Wednesday, July 2, 2014

Football: A Religion

It's been a while I have been ensconced in the Americas, but I haven't still transitioned completely.  For instance, I am yet to comfortably lapse into the word "soccer", it is still "football" for me in a country where that word means an entire different ball game. And that sport, that I call football, still happens to be the greatest game on earth for me.

Four years ago, I was preparing for my journey over the Atlantic while watching the World Cup, reveling in the joys and despairs of the game with my family, in the middle of the night. Today, the timings of the live matches are more convenient but I miss the furor of my city, the madness of my co-enthusiasts. (This is one of those rare moments where I feel I need to thank Facebook in keeping me connected with the revelers scattered all over the planet, albeit sometimes at the expense of the uninterested getting spammed, to discuss, argue and celebrate)


The thing about football/soccer, it is not about individuals, it is about a nation, any nation, and them coming together with all others on the greatest platform that is there. There are 193 countries that are the members of the United Nations (UN), and the International Federation of Association Football, better known as FIFA, has 209 countries today. I have learned names of new countries from this sport, and I have learned of their plights, their everyday struggles and of their prides from this sport. This is one sport where there is no inequality, no judgement but the spirit and the skill of the game. I don't care if the origins of the sport is European, today the sport is owned by the world.

Coming from a country where cricket is touted as the best sport, and a country that is divided (as it is united) by barriers of regionalism (or languages), I cannot emphasize enough on the beauty of this sport that cannot stand simply on the shoulders of one individual, albeit a great one. Messi cannot be the glorious Messi we know all by himself, if there were no team members that set him up, or let him be at his best. It's not often that one player can shoulder a whole team forward. Football can be played by one great player, but it is beautiful when played by eleven not-so-great individuals playing to and playing for each others' strengths, and playing together. To me it's a lesson in basic humanity, the strength in numbers, the strength in unity.

But even without becoming philosophical about the sport, it is wondrous that how simple the game actually is. With only 17 major rules, it is one of the easiest sports to follow, even if it is not the easiest to play. It is indeed, as simple as the metric system. The game is addictive. Like every other sport, it has its boring matches, but it can be fast-paced, exciting and thrilling as well. Yes, there are matches which are scoreless, but the score doesn't always say the whole story. Spouting philosophy again, but it's always about the journey, never only the destination.

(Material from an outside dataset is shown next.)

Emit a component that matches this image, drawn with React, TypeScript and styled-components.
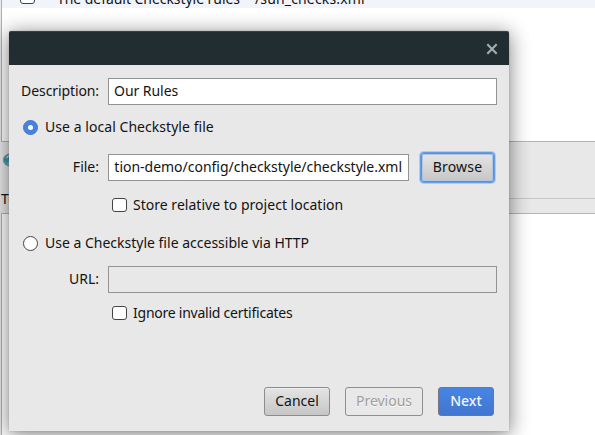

Maybe girls and boys can play the sport together, it only helps to bring forth the divides that this sport has managed to transcend. This sport is not played for 'justice', but for equality, for amicability. Of course, there will always be the joy of winning, the urge for winning but it won't take away the glory of playing together without any barriers. And then there are the upsets, Senegal beating France (2002), Ghana upsetting the Americans (2010) and scaring the Germans (2014), Costa Rica emerging victorious after being written off (2014), Brazil/Argentina, two impoverished states, being the fore-runners.

Again, I am from Calcutta/Kolkata. I inherited the love for football by tradition, and maybe took that love to the more exciting level of obsession. But there are worse things to learn, or to be obsessed about. With the World Cup 2014 being held in Brazil now, and being in America where people are beginning to get interested in the sport, not least due to their own team doing marvelously, I find it strange that some sects find it difficult to participate in the global joy of the game, only because it's not just theirs.

On a different note, one of my hopes (I have very simple wants in life!) is that India will play the World Cup in my lifetime, or at least have a team worthy of competing at the international level with all the biggies (currently we are ranking 154!). I don't know what that will do to my blood pressure levels, which already sky rocketed marvelously with Brazil going into penalty shoot-out with Chile last Saturday in the Round of 16 - and Brazil is not even my country! And of course, I will cheer for India against Messi or Brazil or Italy- hoping against hope!

The newly conceived Indian Super League gives me the hope that may be in another decade (or maybe longer) we will be able to have a proper team of eleven talented players (which shouldn't be too hard from a pool of over a billion people) who will play for the glory, the love of the game and be compensated for it too (something that primarily happened only to cricketers in our country). Of course, Kolkata was the most sought after team which is now owned in part by Sourav Ganguly (who interestingly was initially a footballer before he went on to become one of the best Indian cricket captains) and by Athletico Madrid. If I had known about this ownership, I'd have supported Athletico Madrid against Real Madrid in the Champions League Finals earlier this year! Anyway, it seems the Kolkata team is going to called Atlético de Kolkata. Funny but exciting! Of course, the other sought after teams are the states that are similarly enthusiastic about football, the North-East, Goa and Kerala. The remaining teams are Mumbai, Pune, Delhi and Bangalore, which makes it look like that the whole country might be gearing up for league football.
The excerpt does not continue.